All the development tools are provided when developing inside the dev container (see above). These tools include Python, AWS CLI, AWS CDK CLI, etc. These tools also include a Python virtual environment where all the Python packages needed are already installed.

If you decide the develop outside of the dev container, some of the development tools can be installed by running:

./tools/setup.sh

Development requires the activation of the Python virtual environment:

$ source .venv/bin/activate

At this point you can now synthesize the CloudFormation template for this code.

$ cdk synth

To add additional dependencies, for example other CDK libraries, just add them to your setup.py file and rerun the pip install -r requirements.txt command.

Useful commands

cdk ls list all stacks in the app
cdk synth emits the synthesized CloudFormation template
cdk deploy deploy this stack to your default AWS account/region
cdk diff compare deployed stack with current state
cdk docs open CDK documentation

Testing

Static Analysis

As a pre-deployment step we syntactically validate the CDK json, yaml and python files with pre-commit.

Please install pre-commit, once installed the file validations will automatically run on every commit. Alternatively you can manually execute the validations by running pre-commit run --all-files.

Verify CDK to Cloudformation conversion by running [cdk synth]:

ENV=dev cdk synth

The Cloudformation output is saved to the cdk.out folder

Unit Tests

Tests are available in the tests folder. Execute the following to run tests:

python -m pytest tests/ -s -v

Environments

An ENV environment variable must be set when running the cdk command tell the CDK which environment's variables to use when synthesising or deploying the stacks.

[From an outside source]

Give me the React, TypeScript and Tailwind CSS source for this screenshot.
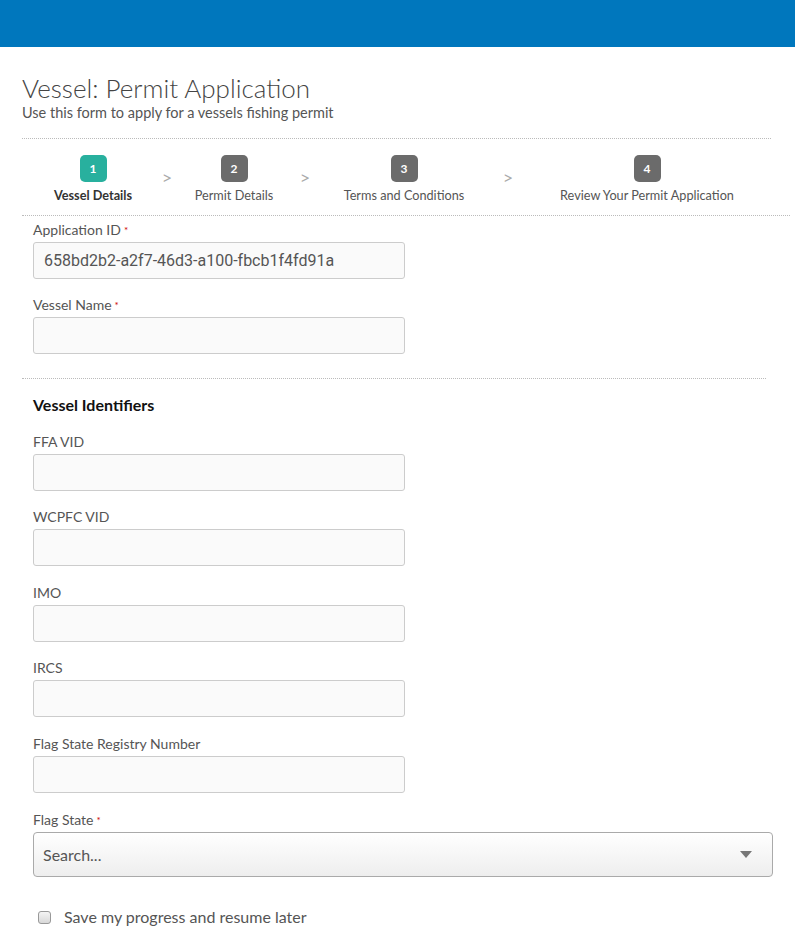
import React from "react";

const font = { fontFamily: "Lato, 'Open Sans', sans-serif" };

function Label({ text, req }: { text: string; req?: boolean }) {
  return (
    <div className="text-[14px] text-[#555] leading-[20px] h-[20px]">
      {text}
      {req && <span className="text-[#c00] text-[10px] align-top ml-[3px]">*</span>}
    </div>
  );
}

function Field({ label, req, value, mt }: { label: string; req?: boolean; value?: string; mt: string }) {
  return (
    <div className={mt}>
      <Label text={label} req={req} />
      <div className="mt-[2px] w-[372px] h-[37px] border border-[#ccc] rounded-[3px] bg-[#fafafa] flex items-center px-[10px] text-[16px] text-[#555]" style={{ fontFamily: "Roboto, sans-serif" }}>
        {value}
      </div>
    </div>
  );
}

function Step({ n, label, active, w }: { n: number; label: string; active?: boolean; w: string }) {
  return (
    <div className={`${w} flex flex-col items-center`}>
      <div className={`w-[27px] h-[27px] rounded-[5px] flex items-center justify-center text-white text-[12px] font-bold ${active ? "bg-[#28b09e]" : "bg-[#6b6b6b]"}`}>
        {n}
      </div>
      <div className={`mt-[5px] text-[12.7px] leading-[16px] whitespace-nowrap ${active ? "font-bold text-[#333]" : "text-[#555]"}`}>{label}</div>
    </div>
  );
}

function Arrow({ w }: { w: string }) {
  return <div className={`${w} flex justify-center pt-[9px] text-[18px] text-[#aaa]`}>&gt;</div>;
}

export default function App() {
  return (
    <div className="w-[795px] min-h-[941px] bg-white" style={font}>
      <div className="h-[47px] bg-[#0077bd]" />
      <div className="pl-[22px]">
        <h1 className="mt-[26px] text-[26px] leading-[30px] font-light text-[#444]">Vessel: Permit Application</h1>
        <p className="mt-[1px] text-[14.5px] leading-[18px] text-[#555]">Use this form to apply for a vessels fishing permit</p>
        <div className="mt-[16px] w-[749px] border-t border-dotted border-[#bbb]" />
        <div className="flex mt-[16px] pl-[11px]">
          <Step n={1} label="Vessel Details" active w="w-[120px]" />
          <Arrow w="w-[28px]" />
          <Step n={2} label="Permit Details" w="w-[106px]" />
          <Arrow w="w-[36px]" />
          <Step n={3} label="Terms and Conditions" w="w-[162px]" />
          <Arrow w="w-[46px]" />
          <Step n={4} label="Review Your Permit Application" w="w-[232px]" />
        </div>
        <div className="mt-[12px] w-[768px] border-t border-dotted border-[#bbb]" />
        <div className="pl-[11px]">
          <Field label="Application ID" req value="658bd2b2-a2f7-46d3-a100-fbcb1f4fd91a" mt="mt-[4px]" />
          <Field label="Vessel Name" req mt="mt-[16px]" />
        </div>
        <div className="mt-[24px] w-[744px] border-t border-dotted border-[#bbb]" />
        <div className="pl-[11px]">
          <div className="mt-[15px] text-[16px] font-bold text-[#111] leading-[22px]">Vessel Identifiers</div>
          <Field label="FFA VID" mt="mt-[16px]" />
          <Field label="WCPFC VID" mt="mt-[16px]" />
          <Field label="IMO" mt="mt-[17px]" />
          <Field label="IRCS" mt="mt-[16px]" />
          <Field label="Flag State Registry Number" mt="mt-[17px]" />
          <div className="mt-[17px]">
            <Label text="Flag State" req />
            <div className="mt-[2px] w-[740px] h-[45px] border border-[#aaa] rounded-[4px] bg-gradient-to-b from-white to-[#eee] flex items-center justify-between pl-[9px] pr-[20px]">
              <span className="text-[16px] text-[#555]">Search...</span>
              <svg width="12" height="7" viewBox="0 0 12 7"><path d="M0 0 L12 0 L6 7 Z" fill="#777" /></svg>
            </div>
          </div>
          <label className="mt-[28px] flex items-center pl-[5px]">
            <span className="w-[13px] h-[13px] border border-[#999] rounded-[3px] bg-gradient-to-b from-[#f4f4f4] to-[#d8d8d8]" />
            <span className="ml-[13px] text-[16px] text-[#555]">Save my progress and resume later</span>
          </label>
        </div>
      </div>
    </div>
  );
}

Set environment variables for each environment in the app.py file:

environment_variables = {
    "VPC_CIDR": "10.254.192.0/24",
    "FQDN": "dev.schematic.io",
    "CERTIFICATE_ARN": "arn:aws:acm:us-east-1:XXXXXXXXXXX:certificate/0e9682f6-3ffa-46fb-9671-b6349f5164d6",
    "TAGS": {"CostCenter": "NO PROGRAM / 000000"},
}

For example, synthesis with the prod environment variables:

ENV=prod cdk synth

Certificates

Certificates to set up HTTPS connections should be created manually in AWS certificate manager. This is not automated due to AWS requiring manual verification of the domain ownership. Once created take the ARN of the certificate and set that ARN in environment_variables.

Secrets

Secrets can be manually created in the AWS Secrets Manager. When naming your secret make sure that the secret does not end in a pattern that matches -??????, this will cause issues with how AWS CDK looks up secrets.

To pass secrets to a container set the secrets manager container_secrets when creating a ServiceProp object. You'll be creating a list of ServiceSecret objects:

from src.service_props import ServiceProps, ServiceSecret

app_service_props = ServiceProps(
    container_name="app",
    container_port=443,
    container_memory=1024,
    container_location="ghcr.io/sage-bionetworks/app:v1.0",
    container_secrets=[
        ServiceSecret(
            secret_name="app/dev/DATABASE",
            environment_key="NAME_OF_ENVIRONMENT_VARIABLE_SET_FOR_CONTAINER",
        ),
        ServiceSecret(
            secret_name="app/dev/PASSWORD",
            environment_key="SINGLE_VALUE_SECRET",
        )
    ]
)

For example, the KVs for app/dev/DATABASE could be:

{
    "DATABASE_USER": "maria",
    "DATABASE_PASSWORD": "password"
}

And the value for app/dev/PASSWORD could be: password

In the application (Python) code the secrets may be loaded into a dict using code like:

import json
import os

all_secrets_dict = json.loads(os.environ["NAME_OF_ENVIRONMENT_VARIABLE_SET_FOR_CONTAINER"])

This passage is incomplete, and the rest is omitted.